--- START ---

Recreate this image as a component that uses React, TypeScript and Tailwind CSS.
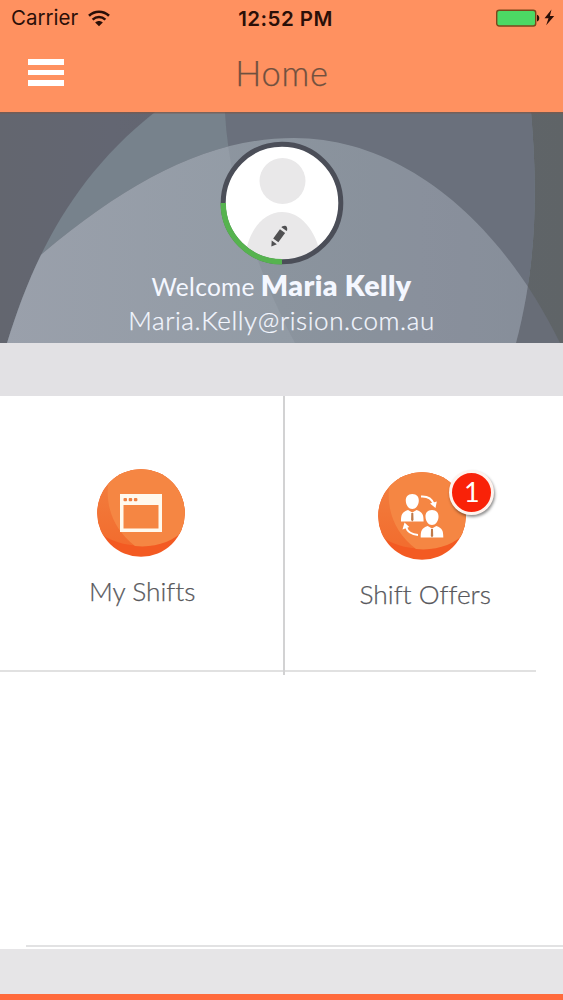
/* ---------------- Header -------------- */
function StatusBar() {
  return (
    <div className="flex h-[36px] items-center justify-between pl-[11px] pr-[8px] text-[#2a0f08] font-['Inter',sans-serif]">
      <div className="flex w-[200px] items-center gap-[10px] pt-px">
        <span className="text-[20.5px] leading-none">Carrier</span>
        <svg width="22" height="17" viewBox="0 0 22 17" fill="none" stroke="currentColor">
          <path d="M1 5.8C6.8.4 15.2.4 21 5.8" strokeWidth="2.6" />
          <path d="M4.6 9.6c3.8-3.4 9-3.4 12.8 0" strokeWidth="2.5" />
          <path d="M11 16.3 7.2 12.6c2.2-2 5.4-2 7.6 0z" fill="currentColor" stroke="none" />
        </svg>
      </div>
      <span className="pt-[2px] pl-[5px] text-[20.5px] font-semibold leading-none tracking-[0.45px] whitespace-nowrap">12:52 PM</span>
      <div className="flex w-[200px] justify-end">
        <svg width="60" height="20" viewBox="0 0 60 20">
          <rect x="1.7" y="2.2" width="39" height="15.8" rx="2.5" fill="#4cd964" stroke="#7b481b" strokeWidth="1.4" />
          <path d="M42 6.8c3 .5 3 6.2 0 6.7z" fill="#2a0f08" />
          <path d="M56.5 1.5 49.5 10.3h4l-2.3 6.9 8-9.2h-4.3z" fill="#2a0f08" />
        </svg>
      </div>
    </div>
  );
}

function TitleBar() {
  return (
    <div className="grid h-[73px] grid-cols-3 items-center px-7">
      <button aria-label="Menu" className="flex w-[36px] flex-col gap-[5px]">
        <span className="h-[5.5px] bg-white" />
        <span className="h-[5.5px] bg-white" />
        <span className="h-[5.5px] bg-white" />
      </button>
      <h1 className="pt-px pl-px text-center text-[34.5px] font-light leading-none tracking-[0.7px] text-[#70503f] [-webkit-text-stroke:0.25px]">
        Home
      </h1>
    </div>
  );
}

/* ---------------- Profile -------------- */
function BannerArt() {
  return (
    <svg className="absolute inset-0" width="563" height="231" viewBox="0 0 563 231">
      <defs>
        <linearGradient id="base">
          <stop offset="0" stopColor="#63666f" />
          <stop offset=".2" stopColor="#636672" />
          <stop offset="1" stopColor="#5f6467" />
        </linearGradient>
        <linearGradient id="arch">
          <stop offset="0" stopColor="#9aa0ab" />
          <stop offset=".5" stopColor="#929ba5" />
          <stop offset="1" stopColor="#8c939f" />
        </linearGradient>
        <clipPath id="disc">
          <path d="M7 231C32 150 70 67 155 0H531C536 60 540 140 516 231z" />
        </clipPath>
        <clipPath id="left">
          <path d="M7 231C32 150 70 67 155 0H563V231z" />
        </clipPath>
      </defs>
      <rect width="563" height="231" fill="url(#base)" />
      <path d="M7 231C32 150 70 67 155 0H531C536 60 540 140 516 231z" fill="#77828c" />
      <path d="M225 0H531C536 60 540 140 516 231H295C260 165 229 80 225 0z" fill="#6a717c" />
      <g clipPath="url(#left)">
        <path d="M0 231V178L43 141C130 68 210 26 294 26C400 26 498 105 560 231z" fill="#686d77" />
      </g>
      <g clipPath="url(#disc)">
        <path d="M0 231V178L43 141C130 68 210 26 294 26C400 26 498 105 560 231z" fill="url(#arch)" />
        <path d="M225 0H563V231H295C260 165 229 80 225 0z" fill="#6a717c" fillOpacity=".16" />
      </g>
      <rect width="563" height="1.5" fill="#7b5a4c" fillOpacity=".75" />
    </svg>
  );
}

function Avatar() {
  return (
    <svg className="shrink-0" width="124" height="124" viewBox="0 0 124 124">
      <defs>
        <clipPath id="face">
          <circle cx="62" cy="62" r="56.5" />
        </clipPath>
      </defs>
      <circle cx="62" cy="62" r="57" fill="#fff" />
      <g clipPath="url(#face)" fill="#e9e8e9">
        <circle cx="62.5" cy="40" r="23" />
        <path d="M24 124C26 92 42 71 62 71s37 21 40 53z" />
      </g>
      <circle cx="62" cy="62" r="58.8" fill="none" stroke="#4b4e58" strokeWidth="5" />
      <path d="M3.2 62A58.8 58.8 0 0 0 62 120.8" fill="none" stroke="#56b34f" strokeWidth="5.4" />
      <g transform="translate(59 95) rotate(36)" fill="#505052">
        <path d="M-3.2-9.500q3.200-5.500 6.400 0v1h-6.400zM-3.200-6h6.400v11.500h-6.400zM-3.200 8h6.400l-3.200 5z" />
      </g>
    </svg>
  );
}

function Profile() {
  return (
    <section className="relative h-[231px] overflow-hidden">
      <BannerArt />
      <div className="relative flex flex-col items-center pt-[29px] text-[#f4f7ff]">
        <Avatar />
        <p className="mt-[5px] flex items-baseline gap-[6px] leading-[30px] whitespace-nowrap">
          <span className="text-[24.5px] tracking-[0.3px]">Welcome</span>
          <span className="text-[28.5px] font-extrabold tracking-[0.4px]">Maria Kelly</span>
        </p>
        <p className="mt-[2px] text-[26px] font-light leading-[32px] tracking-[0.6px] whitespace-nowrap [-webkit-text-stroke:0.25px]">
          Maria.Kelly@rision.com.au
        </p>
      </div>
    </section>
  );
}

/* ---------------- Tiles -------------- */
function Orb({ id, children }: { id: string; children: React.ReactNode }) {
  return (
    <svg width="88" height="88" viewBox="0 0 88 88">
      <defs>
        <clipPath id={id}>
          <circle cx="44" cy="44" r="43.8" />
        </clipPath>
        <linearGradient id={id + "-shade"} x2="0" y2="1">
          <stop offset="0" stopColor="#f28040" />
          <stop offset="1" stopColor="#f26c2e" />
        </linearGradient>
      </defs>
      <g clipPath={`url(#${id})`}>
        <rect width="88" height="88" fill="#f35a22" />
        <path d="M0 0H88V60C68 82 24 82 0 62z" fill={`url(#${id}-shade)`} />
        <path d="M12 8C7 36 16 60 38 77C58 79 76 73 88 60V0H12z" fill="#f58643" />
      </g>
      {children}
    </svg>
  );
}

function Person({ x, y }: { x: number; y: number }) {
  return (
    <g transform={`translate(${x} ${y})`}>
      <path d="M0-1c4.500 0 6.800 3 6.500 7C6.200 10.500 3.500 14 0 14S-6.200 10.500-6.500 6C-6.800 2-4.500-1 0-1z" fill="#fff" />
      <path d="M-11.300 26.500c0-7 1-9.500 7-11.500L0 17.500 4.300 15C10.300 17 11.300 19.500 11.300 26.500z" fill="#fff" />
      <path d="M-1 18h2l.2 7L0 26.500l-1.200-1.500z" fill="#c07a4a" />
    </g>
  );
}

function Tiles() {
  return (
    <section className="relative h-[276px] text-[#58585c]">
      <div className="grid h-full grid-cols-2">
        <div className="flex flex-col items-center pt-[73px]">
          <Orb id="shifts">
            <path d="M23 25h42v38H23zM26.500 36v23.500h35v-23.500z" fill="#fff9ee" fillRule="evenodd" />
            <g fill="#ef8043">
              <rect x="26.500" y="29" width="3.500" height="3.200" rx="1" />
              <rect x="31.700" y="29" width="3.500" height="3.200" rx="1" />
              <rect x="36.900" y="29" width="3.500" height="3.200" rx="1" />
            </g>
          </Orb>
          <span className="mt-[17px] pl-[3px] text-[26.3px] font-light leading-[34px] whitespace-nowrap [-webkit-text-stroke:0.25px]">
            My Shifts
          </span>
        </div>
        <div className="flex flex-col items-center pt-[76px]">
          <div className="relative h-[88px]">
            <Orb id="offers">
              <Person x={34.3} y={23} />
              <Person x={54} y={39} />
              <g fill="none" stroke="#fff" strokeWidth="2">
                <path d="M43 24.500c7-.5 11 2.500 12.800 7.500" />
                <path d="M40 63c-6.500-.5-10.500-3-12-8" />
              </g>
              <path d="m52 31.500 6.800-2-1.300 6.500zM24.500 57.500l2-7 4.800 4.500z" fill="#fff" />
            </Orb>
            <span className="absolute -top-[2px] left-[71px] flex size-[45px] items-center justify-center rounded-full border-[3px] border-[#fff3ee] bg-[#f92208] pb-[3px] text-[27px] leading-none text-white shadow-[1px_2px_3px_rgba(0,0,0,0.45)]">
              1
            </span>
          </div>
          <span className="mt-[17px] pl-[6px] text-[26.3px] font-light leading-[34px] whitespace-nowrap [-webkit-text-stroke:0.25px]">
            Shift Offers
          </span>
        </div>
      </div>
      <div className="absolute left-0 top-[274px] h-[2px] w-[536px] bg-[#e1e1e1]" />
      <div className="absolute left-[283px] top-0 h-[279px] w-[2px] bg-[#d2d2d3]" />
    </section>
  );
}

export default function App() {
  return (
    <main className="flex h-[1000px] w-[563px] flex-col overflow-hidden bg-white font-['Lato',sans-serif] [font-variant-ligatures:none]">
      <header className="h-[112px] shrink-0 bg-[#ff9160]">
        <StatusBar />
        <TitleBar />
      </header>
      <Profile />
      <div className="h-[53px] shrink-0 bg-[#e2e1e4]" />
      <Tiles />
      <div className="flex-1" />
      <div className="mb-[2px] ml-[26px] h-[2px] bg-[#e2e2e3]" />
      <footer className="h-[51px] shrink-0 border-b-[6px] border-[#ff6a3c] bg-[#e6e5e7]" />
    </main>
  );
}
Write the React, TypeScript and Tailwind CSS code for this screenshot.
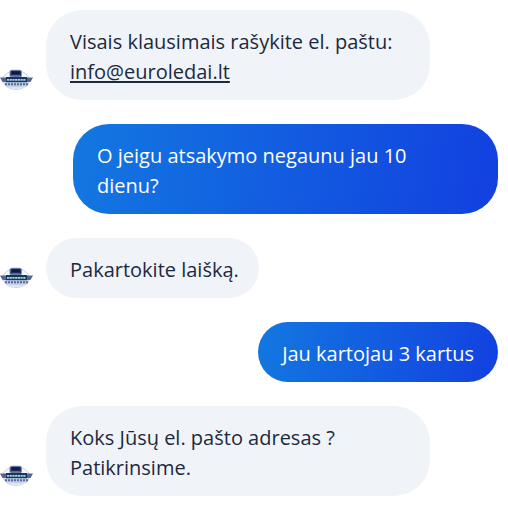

--- END ---

**Objective**
From the material above, gather all lines that include the string "TypeScript" and copy them.

**Written answer**
Recreate this image as a component that uses React, TypeScript and Tailwind CSS.
Write the React, TypeScript and Tailwind CSS code for this screenshot.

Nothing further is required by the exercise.